Before I had my garden, I foraged plants in the city. Walking around town with open eyes is so rewarding – I started to notice plants that I used to walk by or even step on – and I like the idea of rootedness to a place. Plant knowledge is very important – there are protected plants, poisonous plants – and it is necessary to be able to navigate. But I feel like many people in the city. I often think that I knew a lot more about plants as a child than I do today, that I could name many more trees.
You should take at most twenty percent of a plant or a plant population. If several plants are growing next to each other, I only take a bit of each, so as not to weaken the individual one. When I collect flowers, I make sure that there is still something left that can form seeds so that the plants can sow themselves. This is also important in the city, and that’s why I pick a lot fewer wild plants since I have a garden.
Our allotment is now in its second season. In the first year, I intervened very gently. I wanted to wait and observe the garden first to see what would unfold in the course of the year. This year, I started to mix the vegetables and the dye-plants. Last year, the dyer’s chamomile wouldn’t grow well and I didn’t know why. Now I’ve planted it everywhere and it thrives between the vegetables and the indigo. It’s exciting to immerse oneself in a dye garden, but I also realised how difficult it is to grow colour right from the beginning.
There are a few plants known for being the most traditional dye plants – they contain a lot of dye and their colours are very durable. In the past, there were large regions not far from here in Thuringia known for growing woad, which gives a rich blue pigment. The root of madder would be used for its intense red. An incredible number of plants create a yellow colour, but the most durable yellow comes from a plant called weld. Natural dyes have always played a big part in global trade.They were among the most precious things that were shipped around the world. Traditionally, dyer’s woad from Germany but also Belgium and France would be formed into balls and left to dry. This way, it could be stored and traded.
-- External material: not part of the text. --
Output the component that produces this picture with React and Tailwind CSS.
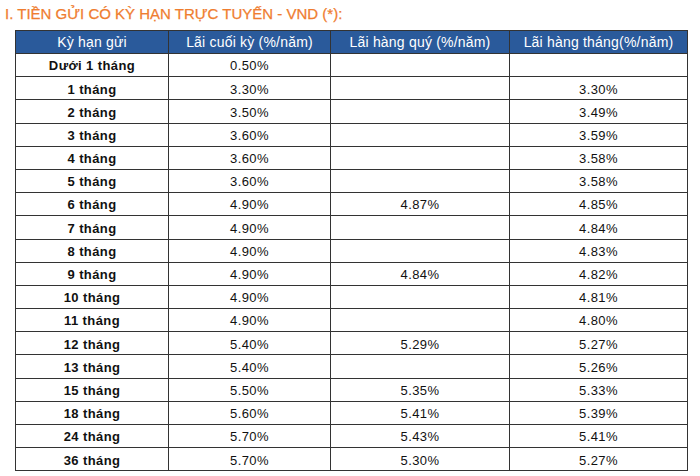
import React from "react";

const rows = [
  ["Dưới 1 tháng", "0.50%", "", ""],
  ["1 tháng", "3.30%", "", "3.30%"],
  ["2 tháng", "3.50%", "", "3.49%"],
  ["3 tháng", "3.60%", "", "3.59%"],
  ["4 tháng", "3.60%", "", "3.58%"],
  ["5 tháng", "3.60%", "", "3.58%"],
  ["6 tháng", "4.90%", "4.87%", "4.85%"],
  ["7 tháng", "4.90%", "", "4.84%"],
  ["8 tháng", "4.90%", "", "4.83%"],
  ["9 tháng", "4.90%", "4.84%", "4.82%"],
  ["10 tháng", "4.90%", "", "4.81%"],
  ["11 tháng", "4.90%", "", "4.80%"],
  ["12 tháng", "5.40%", "5.29%", "5.27%"],
  ["13 tháng", "5.40%", "", "5.26%"],
  ["15 tháng", "5.50%", "5.35%", "5.33%"],
  ["18 tháng", "5.60%", "5.41%", "5.39%"],
  ["24 tháng", "5.70%", "5.43%", "5.41%"],
  ["36 tháng", "5.70%", "5.30%", "5.27%"],
];

export default function App() {
  return (
    <div className="w-[700px] h-[476px] bg-white overflow-hidden font-['Liberation_Sans',Arial,sans-serif]">
      <h2 className="pl-[5px] pt-[5px] h-[30px] text-[15px] leading-[18px] text-[#ef7d30] [-webkit-text-stroke:0.25px_#ef7d30]">
        I. TIỀN GỬI CÓ KỲ HẠN TRỰC TUYẾN - VND (*):
      </h2>
      <table className="ml-[15px] w-[673px] border-collapse text-[13px] text-[#111] tracking-[0.4px]">
        <thead>
          <tr className="h-[23px] bg-[#2a5a9b] text-white text-[14px] tracking-[0.2px]">
            <th className="w-[153px] border border-[#333] font-normal">Kỳ hạn gửi</th>
            <th className="w-[162px] border border-[#333] font-normal">Lãi cuối kỳ (%/năm)</th>
            <th className="w-[179px] border border-[#333] font-normal">Lãi hàng quý (%/năm)</th>
            <th className="border border-[#333] font-normal">Lãi hàng tháng(%/năm)</th>
          </tr>
        </thead>
        <tbody>
          {rows.map((r) => (
            <tr key={r[0]} className="h-[23.2px]">
              <td className="border border-[#333] text-center font-bold p-0 pt-[2px]">{r[0]}</td>
              <td className="border border-[#333] text-center p-0 pt-[2px]">{r[1]}</td>
              <td className="border border-[#333] text-center p-0 pt-[2px]">{r[2]}</td>
              <td className="border border-[#333] text-center p-0 pt-[2px]">{r[3]}</td>
            </tr>
          ))}
        </tbody>
      </table>
    </div>
  );
}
At some point, every plant dyer will have worked with kitchen waste. I find the process fascinating. Onion skin, for example – it looks so unassuming, it costs next to nothing, it’s thrown away – and it creates such an incredibly intense colour. Kitchen waste is a local resource and so wonderfully attainable.
My focus is on working as energy and water efficient as possible, without compromising the process. For plant dyeing, the time that the different steps take is incredibly important. Working in several steps means that you consume more water and energy but it is necessary for the molecules and the fabric to bond together and for the process to work properly. Finding the middle ground between durability and saving resources is an important topic for me. The people who attend my workshops for the first time are often concerned when they see how much water the dyeing process consumes. But essentially, everything we produce consumes energy and water, we simply don’t see it in our everyday lives.
Every year has its unique expression. In 2017, when it rained so much, all the colours looked washed-out – probably because everything was so full of water. And last year, everything was a bit out of step because it was so hot and dry. Many plants that I was waiting for in the garden did not grow in their usual time. They flowered very fast or they came much too early. Natural dye has opened my eyes to these rhythms in nature, and I find it extremely empowering to work and create in this simple way. It makes me feel connected and gives me a sense of purpose.